** Start Raw data **
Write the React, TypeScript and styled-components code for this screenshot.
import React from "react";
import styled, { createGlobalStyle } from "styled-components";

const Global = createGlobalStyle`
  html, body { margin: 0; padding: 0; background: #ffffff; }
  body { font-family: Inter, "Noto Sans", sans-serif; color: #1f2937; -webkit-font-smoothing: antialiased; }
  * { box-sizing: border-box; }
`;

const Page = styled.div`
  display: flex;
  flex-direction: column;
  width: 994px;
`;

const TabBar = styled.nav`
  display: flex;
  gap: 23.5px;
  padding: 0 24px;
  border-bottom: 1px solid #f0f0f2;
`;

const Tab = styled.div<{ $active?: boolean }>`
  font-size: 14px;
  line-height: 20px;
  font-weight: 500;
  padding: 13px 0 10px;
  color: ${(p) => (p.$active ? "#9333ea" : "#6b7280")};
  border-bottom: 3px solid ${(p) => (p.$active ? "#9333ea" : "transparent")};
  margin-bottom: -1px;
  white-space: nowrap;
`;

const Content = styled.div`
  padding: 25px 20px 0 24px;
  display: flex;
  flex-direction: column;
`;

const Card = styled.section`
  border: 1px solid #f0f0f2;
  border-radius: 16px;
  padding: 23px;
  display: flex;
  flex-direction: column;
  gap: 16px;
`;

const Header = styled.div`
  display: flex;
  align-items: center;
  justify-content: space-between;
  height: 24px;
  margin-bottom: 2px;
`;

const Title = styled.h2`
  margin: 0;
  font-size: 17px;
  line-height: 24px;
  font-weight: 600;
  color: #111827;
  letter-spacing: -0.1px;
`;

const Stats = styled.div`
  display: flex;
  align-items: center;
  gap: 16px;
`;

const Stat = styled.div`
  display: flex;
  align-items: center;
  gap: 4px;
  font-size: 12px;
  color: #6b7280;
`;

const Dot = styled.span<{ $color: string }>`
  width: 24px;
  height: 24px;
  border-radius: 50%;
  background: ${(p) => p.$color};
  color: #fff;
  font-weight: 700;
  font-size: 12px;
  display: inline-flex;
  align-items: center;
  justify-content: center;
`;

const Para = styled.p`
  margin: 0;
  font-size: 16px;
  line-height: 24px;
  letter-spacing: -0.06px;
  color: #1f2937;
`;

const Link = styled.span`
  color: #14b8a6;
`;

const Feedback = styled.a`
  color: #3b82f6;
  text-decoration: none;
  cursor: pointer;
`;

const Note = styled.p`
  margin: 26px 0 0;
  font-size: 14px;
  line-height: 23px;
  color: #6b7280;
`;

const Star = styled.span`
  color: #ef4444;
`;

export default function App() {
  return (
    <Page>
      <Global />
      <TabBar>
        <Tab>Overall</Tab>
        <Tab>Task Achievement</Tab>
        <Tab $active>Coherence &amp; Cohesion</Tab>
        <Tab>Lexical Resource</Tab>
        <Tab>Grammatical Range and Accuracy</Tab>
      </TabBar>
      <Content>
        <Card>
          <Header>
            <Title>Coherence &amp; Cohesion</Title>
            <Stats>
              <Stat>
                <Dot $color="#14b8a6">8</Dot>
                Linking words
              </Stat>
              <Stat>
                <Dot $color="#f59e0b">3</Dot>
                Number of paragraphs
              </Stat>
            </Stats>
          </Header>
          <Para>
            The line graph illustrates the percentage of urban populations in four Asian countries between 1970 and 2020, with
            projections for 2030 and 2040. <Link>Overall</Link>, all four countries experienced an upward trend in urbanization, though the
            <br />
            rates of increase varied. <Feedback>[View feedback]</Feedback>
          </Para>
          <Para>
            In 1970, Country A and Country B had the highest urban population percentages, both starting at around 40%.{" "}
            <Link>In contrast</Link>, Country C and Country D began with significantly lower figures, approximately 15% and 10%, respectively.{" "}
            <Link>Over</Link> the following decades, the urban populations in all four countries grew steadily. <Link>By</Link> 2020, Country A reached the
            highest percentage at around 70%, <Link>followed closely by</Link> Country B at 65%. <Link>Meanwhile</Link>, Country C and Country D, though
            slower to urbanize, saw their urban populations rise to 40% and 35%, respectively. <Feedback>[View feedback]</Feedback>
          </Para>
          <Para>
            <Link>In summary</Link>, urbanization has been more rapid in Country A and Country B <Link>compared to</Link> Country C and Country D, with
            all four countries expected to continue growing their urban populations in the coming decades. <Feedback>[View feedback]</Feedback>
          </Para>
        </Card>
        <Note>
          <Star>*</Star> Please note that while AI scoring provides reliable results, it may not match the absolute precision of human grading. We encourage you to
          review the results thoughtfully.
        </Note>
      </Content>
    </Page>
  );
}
** End Raw data **
Extract every line above exactly as it stands.

◆ Result
Write the React, TypeScript and styled-components code for this screenshot.
import React from "react";
import styled, { createGlobalStyle } from "styled-components";

const Global = createGlobalStyle`
  html, body { margin: 0; padding: 0; background: #ffffff; }
  body { font-family: Inter, "Noto Sans", sans-serif; color: #1f2937; -webkit-font-smoothing: antialiased; }
  * { box-sizing: border-box; }
`;

const Page = styled.div`
  display: flex;
  flex-direction: column;
  width: 994px;
`;

const TabBar = styled.nav`
  display: flex;
  gap: 23.5px;
  padding: 0 24px;
  border-bottom: 1px solid #f0f0f2;
`;

const Tab = styled.div<{ $active?: boolean }>`
  font-size: 14px;
  line-height: 20px;
  font-weight: 500;
  padding: 13px 0 10px;
  color: ${(p) => (p.$active ? "#9333ea" : "#6b7280")};
  border-bottom: 3px solid ${(p) => (p.$active ? "#9333ea" : "transparent")};
  margin-bottom: -1px;
  white-space: nowrap;
`;

const Content = styled.div`
  padding: 25px 20px 0 24px;
  display: flex;
  flex-direction: column;
`;

const Card = styled.section`
  border: 1px solid #f0f0f2;
  border-radius: 16px;
  padding: 23px;
  display: flex;
  flex-direction: column;
  gap: 16px;
`;

const Header = styled.div`
  display: flex;
  align-items: center;
  justify-content: space-between;
  height: 24px;
  margin-bottom: 2px;
`;

const Title = styled.h2`
  margin: 0;
  font-size: 17px;
  line-height: 24px;
  font-weight: 600;
  color: #111827;
  letter-spacing: -0.1px;
`;

const Stats = styled.div`
  display: flex;
  align-items: center;
  gap: 16px;
`;

const Stat = styled.div`
  display: flex;
  align-items: center;
  gap: 4px;
  font-size: 12px;
  color: #6b7280;
`;

const Dot = styled.span<{ $color: string }>`
  width: 24px;
  height: 24px;
  border-radius: 50%;
  background: ${(p) => p.$color};
  color: #fff;
  font-weight: 700;
  font-size: 12px;
  display: inline-flex;
  align-items: center;
  justify-content: center;
`;

const Para = styled.p`
  margin: 0;
  font-size: 16px;
  line-height: 24px;
  letter-spacing: -0.06px;
  color: #1f2937;
`;

const Link = styled.span`
  color: #14b8a6;
`;

const Feedback = styled.a`
  color: #3b82f6;
  text-decoration: none;
  cursor: pointer;
`;

const Note = styled.p`
  margin: 26px 0 0;
  font-size: 14px;
  line-height: 23px;
  color: #6b7280;
`;

const Star = styled.span`
  color: #ef4444;
`;

export default function App() {
  return (
    <Page>
      <Global />
      <TabBar>
        <Tab>Overall</Tab>
        <Tab>Task Achievement</Tab>
        <Tab $active>Coherence &amp; Cohesion</Tab>
        <Tab>Lexical Resource</Tab>
        <Tab>Grammatical Range and Accuracy</Tab>
      </TabBar>
      <Content>
        <Card>
          <Header>
            <Title>Coherence &amp; Cohesion</Title>
            <Stats>
              <Stat>
                <Dot $color="#14b8a6">8</Dot>
                Linking words
              </Stat>
              <Stat>
                <Dot $color="#f59e0b">3</Dot>
                Number of paragraphs
              </Stat>
            </Stats>
          </Header>
          <Para>
            The line graph illustrates the percentage of urban populations in four Asian countries between 1970 and 2020, with
            projections for 2030 and 2040. <Link>Overall</Link>, all four countries experienced an upward trend in urbanization, though the
            <br />
            rates of increase varied. <Feedback>[View feedback]</Feedback>
          </Para>
          <Para>
            In 1970, Country A and Country B had the highest urban population percentages, both starting at around 40%.{" "}
            <Link>In contrast</Link>, Country C and Country D began with significantly lower figures, approximately 15% and 10%, respectively.{" "}
            <Link>Over</Link> the following decades, the urban populations in all four countries grew steadily. <Link>By</Link> 2020, Country A reached the
            highest percentage at around 70%, <Link>followed closely by</Link> Country B at 65%. <Link>Meanwhile</Link>, Country C and Country D, though
            slower to urbanize, saw their urban populations rise to 40% and 35%, respectively. <Feedback>[View feedback]</Feedback>
          </Para>
          <Para>
            <Link>In summary</Link>, urbanization has been more rapid in Country A and Country B <Link>compared to</Link> Country C and Country D, with
            all four countries expected to continue growing their urban populations in the coming decades. <Feedback>[View feedback]</Feedback>
          </Para>
        </Card>
        <Note>
          <Star>*</Star> Please note that while AI scoring provides reliable results, it may not match the absolute precision of human grading. We encourage you to
          review the results thoughtfully.
        </Note>
      </Content>
    </Page>
  );
}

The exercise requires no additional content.